Microsoft researchers have identified potentially serious privilege escalation and arbitrary code execution vulnerabilities in a tool from Huawei. The vendor has released updates that should patch the flaws.
The security bugs were discovered after the kernel sensors in Microsoft Defender’s Advanced Threat Protection (ATP) product detected anomalous behavior associated with a Huawei device management driver.
Further analysis revealed that Huawei’s PCManager tool, which the Chinese tech giant provides for its MateBook laptops, has a vulnerability that can be exploited for local privilege escalation. The flaw, tracked as CVE-2019-5241, can be exploited to elevate privileges if an attacker can trick the targeted user into executing a malicious application.
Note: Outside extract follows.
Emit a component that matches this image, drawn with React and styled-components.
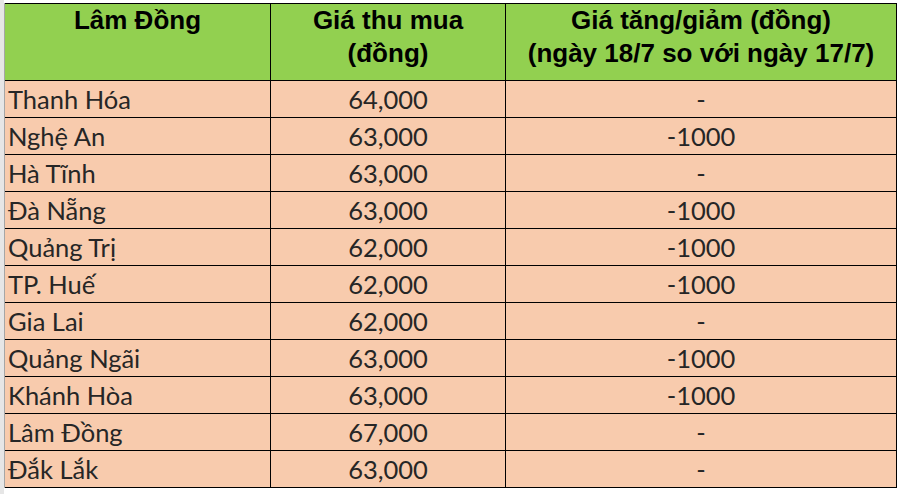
import React from 'react';
import styled, { createGlobalStyle } from 'styled-components';

const Global = createGlobalStyle`
  html, body { margin: 0; padding: 0; background: #fff; }
  body { width: 900px; height: 494px; overflow: hidden; }
`;

const Sheet = styled.div`
  display: flex;
  align-items: flex-start;
  height: 494px;
  background: #fff;
`;

const Gutter = styled.div`
  width: 4px;
  flex: none;
  align-self: stretch;
  background: #e6e6e6;
`;

const Grid = styled.div`
  margin-top: 3px;
  display: grid;
  grid-template-columns: 265px 234px 390px;
  grid-template-rows: 76px repeat(11, 36px);
  gap: 1px;
  padding: 1px 1px 1px 0;
  background: #000;
  border-left: 1px solid #a6a6a6;
`;

const Head = styled.div`
  background: #92d050;
  text-align: center;
  font-family: 'Liberation Sans', Arial, sans-serif;
  font-size: 26px;
  font-weight: 700;
  line-height: 33px;
  color: #000;
  white-space: nowrap;
  overflow: hidden;
`;

const Cell = styled.div`
  display: flex;
  align-items: center;
  justify-content: ${p => (p.$center ? 'center' : 'flex-start')};
  padding: 0 3px;
  background: #f8cbad;
  font-family: Lato, 'Open Sans', sans-serif;
  font-size: 25.5px;
  line-height: 32px;
  color: #262626;
  white-space: nowrap;
  overflow: hidden;
`;

const rows = [
  ['Thanh Hóa', '64,000', '-'],
  ['Nghệ An', '63,000', '-1000'],
  ['Hà Tĩnh', '63,000', '-'],
  ['Đà Nẵng', '63,000', '-1000'],
  ['Quảng Trị', '62,000', '-1000'],
  ['TP. Huế', '62,000', '-1000'],
  ['Gia Lai', '62,000', '-'],
  ['Quảng Ngãi', '63,000', '-1000'],
  ['Khánh Hòa', '63,000', '-1000'],
  ['Lâm Đồng', '67,000', '-'],
  ['Đắk Lắk', '63,000', '-'],
];

export default function App() {
  return (
    <Sheet>
      <Global />
      <Gutter />
      <Grid role="table">
        <Head role="columnheader">Lâm Đồng</Head>
        <Head role="columnheader">Giá thu mua<br />(đồng)</Head>
        <Head role="columnheader">Giá tăng/giảm (đồng)<br />(ngày 18/7 so với ngày 17/7)</Head>
        {rows.map(r => (
          <React.Fragment key={r[0]}>
            <Cell role="cell">{r[0]}</Cell>
            <Cell role="cell" $center>{r[1]}</Cell>
            <Cell role="cell" $center>{r[2]}</Cell>
          </React.Fragment>
        ))}
      </Grid>
    </Sheet>
  );
}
During the analysis of this flaw, Microsoft researchers also uncovered CVE-2019-5242, a weakness in Huawei PCManager that can be exploited for arbitrary code execution. According to Microsoft, the vulnerability “allowed a code running with low privileges to read-write beyond the process boundaries—to other processes or even to kernel space.” The company says this could lead to a “full machine compromise.”
Huawei patched the vulnerabilities, which it has classified as “high severity,” in January. Users can install the update manually, but the affected product also supports automatic updates.
Microsoft on Monday published a blog post providing technical details and describing how the flaws were discovered. The issues were also disclosed last month at Microsoft’s Blue Hat conference in Israel.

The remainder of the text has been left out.